** begin **

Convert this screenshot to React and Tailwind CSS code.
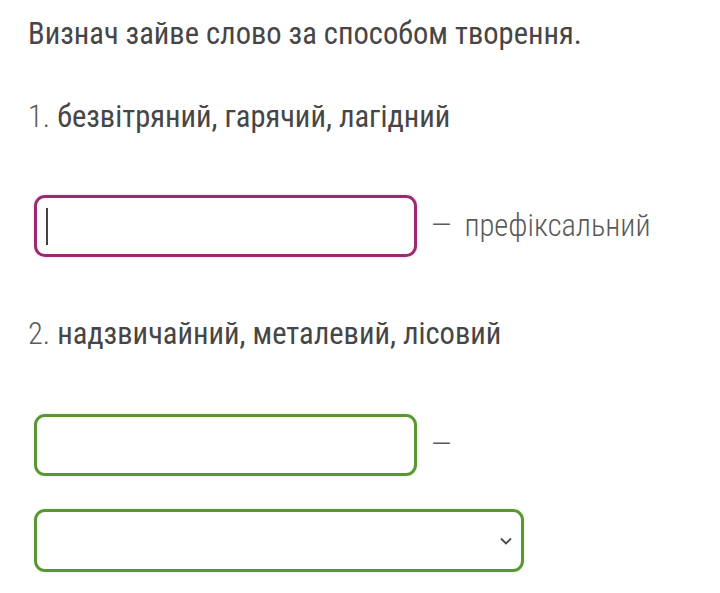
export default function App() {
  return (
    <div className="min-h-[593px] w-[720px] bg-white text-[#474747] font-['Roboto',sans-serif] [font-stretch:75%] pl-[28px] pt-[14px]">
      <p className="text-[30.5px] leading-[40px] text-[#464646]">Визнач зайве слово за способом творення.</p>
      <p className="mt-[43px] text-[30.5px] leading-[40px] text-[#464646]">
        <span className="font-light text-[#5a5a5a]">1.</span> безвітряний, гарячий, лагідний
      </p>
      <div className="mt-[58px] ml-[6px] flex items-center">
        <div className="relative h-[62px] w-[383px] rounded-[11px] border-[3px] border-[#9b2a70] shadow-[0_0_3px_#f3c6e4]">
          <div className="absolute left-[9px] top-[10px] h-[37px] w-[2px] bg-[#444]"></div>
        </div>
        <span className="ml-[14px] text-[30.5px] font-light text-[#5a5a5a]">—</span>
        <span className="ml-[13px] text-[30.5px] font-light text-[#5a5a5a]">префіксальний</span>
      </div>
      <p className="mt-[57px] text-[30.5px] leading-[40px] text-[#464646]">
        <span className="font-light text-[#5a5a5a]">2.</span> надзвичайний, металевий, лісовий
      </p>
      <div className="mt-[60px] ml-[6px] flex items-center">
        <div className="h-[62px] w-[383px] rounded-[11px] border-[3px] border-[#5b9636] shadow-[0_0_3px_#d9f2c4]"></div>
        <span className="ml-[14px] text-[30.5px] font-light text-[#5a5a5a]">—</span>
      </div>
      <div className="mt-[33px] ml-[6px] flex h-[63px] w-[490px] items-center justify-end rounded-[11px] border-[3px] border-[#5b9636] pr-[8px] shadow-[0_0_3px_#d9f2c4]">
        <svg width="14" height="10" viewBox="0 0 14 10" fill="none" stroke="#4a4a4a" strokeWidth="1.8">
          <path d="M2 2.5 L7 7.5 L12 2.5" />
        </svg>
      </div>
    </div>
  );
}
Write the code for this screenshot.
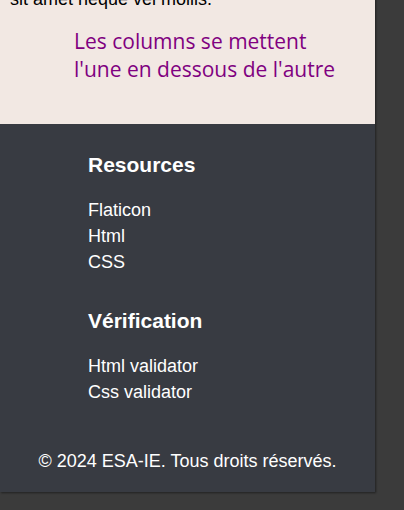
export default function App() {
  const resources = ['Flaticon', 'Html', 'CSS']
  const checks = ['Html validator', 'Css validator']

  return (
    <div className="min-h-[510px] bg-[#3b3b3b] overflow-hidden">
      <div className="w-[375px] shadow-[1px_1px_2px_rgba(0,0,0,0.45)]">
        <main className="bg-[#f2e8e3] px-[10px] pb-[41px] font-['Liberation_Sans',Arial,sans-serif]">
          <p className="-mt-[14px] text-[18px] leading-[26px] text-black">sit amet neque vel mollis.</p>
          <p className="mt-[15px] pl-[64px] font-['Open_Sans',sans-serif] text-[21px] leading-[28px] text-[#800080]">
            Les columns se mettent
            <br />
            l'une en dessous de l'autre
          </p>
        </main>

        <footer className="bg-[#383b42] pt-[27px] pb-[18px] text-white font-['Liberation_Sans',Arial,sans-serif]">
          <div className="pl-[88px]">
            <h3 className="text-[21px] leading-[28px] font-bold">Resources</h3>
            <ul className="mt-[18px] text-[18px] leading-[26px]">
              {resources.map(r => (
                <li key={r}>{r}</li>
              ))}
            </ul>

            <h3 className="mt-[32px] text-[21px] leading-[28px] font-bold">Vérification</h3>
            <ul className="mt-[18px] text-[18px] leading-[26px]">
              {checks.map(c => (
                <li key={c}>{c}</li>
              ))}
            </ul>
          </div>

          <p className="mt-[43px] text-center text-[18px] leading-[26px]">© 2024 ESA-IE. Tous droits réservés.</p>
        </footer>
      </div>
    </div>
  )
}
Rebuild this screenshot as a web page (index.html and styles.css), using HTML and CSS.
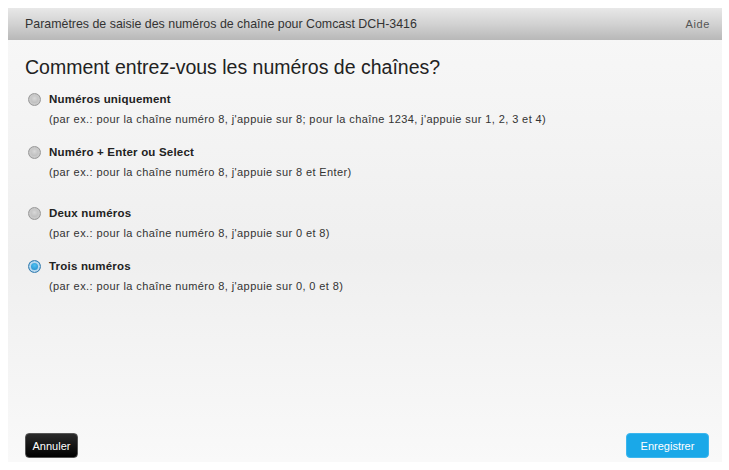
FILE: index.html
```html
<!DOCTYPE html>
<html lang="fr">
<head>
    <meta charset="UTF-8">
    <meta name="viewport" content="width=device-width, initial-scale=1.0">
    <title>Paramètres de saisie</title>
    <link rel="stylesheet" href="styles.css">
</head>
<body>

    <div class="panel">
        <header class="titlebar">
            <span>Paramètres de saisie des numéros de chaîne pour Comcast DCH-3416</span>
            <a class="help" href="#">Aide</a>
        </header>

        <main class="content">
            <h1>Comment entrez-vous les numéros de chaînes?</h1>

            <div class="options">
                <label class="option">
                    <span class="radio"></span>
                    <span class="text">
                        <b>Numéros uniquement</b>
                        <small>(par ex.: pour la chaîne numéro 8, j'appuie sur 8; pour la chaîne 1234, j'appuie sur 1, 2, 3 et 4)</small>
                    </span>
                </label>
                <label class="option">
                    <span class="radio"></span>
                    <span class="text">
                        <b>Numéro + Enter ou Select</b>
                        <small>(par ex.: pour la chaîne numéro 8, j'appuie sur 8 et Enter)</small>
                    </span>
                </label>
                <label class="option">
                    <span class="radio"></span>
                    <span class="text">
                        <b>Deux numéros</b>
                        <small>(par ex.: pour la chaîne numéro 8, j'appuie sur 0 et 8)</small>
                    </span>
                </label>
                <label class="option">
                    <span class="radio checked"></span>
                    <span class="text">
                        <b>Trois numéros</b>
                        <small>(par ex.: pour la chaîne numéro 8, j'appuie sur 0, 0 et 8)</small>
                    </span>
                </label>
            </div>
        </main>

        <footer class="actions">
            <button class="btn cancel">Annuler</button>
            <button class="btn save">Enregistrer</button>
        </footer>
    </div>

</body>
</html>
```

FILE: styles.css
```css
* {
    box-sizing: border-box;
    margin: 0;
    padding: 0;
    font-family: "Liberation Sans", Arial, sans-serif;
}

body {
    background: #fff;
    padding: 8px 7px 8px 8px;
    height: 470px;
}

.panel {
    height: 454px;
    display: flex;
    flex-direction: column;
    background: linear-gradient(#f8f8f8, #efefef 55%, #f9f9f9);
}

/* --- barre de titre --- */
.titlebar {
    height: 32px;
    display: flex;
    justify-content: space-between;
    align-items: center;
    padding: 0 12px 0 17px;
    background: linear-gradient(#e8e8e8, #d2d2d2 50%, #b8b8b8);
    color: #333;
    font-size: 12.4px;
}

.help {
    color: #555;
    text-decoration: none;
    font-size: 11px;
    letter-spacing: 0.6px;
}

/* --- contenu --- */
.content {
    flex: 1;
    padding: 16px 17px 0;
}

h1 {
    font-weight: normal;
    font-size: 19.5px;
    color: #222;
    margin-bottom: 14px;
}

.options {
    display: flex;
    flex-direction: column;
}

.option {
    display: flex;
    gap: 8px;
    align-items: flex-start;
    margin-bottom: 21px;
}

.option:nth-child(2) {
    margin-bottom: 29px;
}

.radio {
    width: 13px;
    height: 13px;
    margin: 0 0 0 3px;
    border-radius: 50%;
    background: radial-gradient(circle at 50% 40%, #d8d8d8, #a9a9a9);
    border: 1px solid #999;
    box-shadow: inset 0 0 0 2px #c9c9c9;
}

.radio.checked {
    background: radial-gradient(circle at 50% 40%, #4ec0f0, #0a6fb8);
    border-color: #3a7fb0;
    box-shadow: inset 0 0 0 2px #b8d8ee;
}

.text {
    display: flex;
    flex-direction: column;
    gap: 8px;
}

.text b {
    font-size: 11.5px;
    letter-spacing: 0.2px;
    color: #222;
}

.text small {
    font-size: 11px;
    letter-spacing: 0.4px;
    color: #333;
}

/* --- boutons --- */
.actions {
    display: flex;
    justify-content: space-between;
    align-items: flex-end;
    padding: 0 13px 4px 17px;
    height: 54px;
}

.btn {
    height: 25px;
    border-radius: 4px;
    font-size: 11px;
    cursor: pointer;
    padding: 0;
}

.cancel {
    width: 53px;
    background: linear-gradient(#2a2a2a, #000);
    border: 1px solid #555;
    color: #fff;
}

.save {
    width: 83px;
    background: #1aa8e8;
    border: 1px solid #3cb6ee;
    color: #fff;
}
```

** end **

What is being asked.
Write out again exactly the lines from the start of the data above through the line containing "const checks = ['Html", inclusive, excluding any pictures.

Solution to this exercise.
Convert this screenshot to React and Tailwind CSS code.
export default function App() {
  return (
    <div className="min-h-[593px] w-[720px] bg-white text-[#474747] font-['Roboto',sans-serif] [font-stretch:75%] pl-[28px] pt-[14px]">
      <p className="text-[30.5px] leading-[40px] text-[#464646]">Визнач зайве слово за способом творення.</p>
      <p className="mt-[43px] text-[30.5px] leading-[40px] text-[#464646]">
        <span className="font-light text-[#5a5a5a]">1.</span> безвітряний, гарячий, лагідний
      </p>
      <div className="mt-[58px] ml-[6px] flex items-center">
        <div className="relative h-[62px] w-[383px] rounded-[11px] border-[3px] border-[#9b2a70] shadow-[0_0_3px_#f3c6e4]">
          <div className="absolute left-[9px] top-[10px] h-[37px] w-[2px] bg-[#444]"></div>
        </div>
        <span className="ml-[14px] text-[30.5px] font-light text-[#5a5a5a]">—</span>
        <span className="ml-[13px] text-[30.5px] font-light text-[#5a5a5a]">префіксальний</span>
      </div>
      <p className="mt-[57px] text-[30.5px] leading-[40px] text-[#464646]">
        <span className="font-light text-[#5a5a5a]">2.</span> надзвичайний, металевий, лісовий
      </p>
      <div className="mt-[60px] ml-[6px] flex items-center">
        <div className="h-[62px] w-[383px] rounded-[11px] border-[3px] border-[#5b9636] shadow-[0_0_3px_#d9f2c4]"></div>
        <span className="ml-[14px] text-[30.5px] font-light text-[#5a5a5a]">—</span>
      </div>
      <div className="mt-[33px] ml-[6px] flex h-[63px] w-[490px] items-center justify-end rounded-[11px] border-[3px] border-[#5b9636] pr-[8px] shadow-[0_0_3px_#d9f2c4]">
        <svg width="14" height="10" viewBox="0 0 14 10" fill="none" stroke="#4a4a4a" strokeWidth="1.8">
          <path d="M2 2.5 L7 7.5 L12 2.5" />
        </svg>
      </div>
    </div>
  );
}
Write the code for this screenshot.
export default function App() {
  const resources = ['Flaticon', 'Html', 'CSS']
  const checks = ['Html validator', 'Css validator']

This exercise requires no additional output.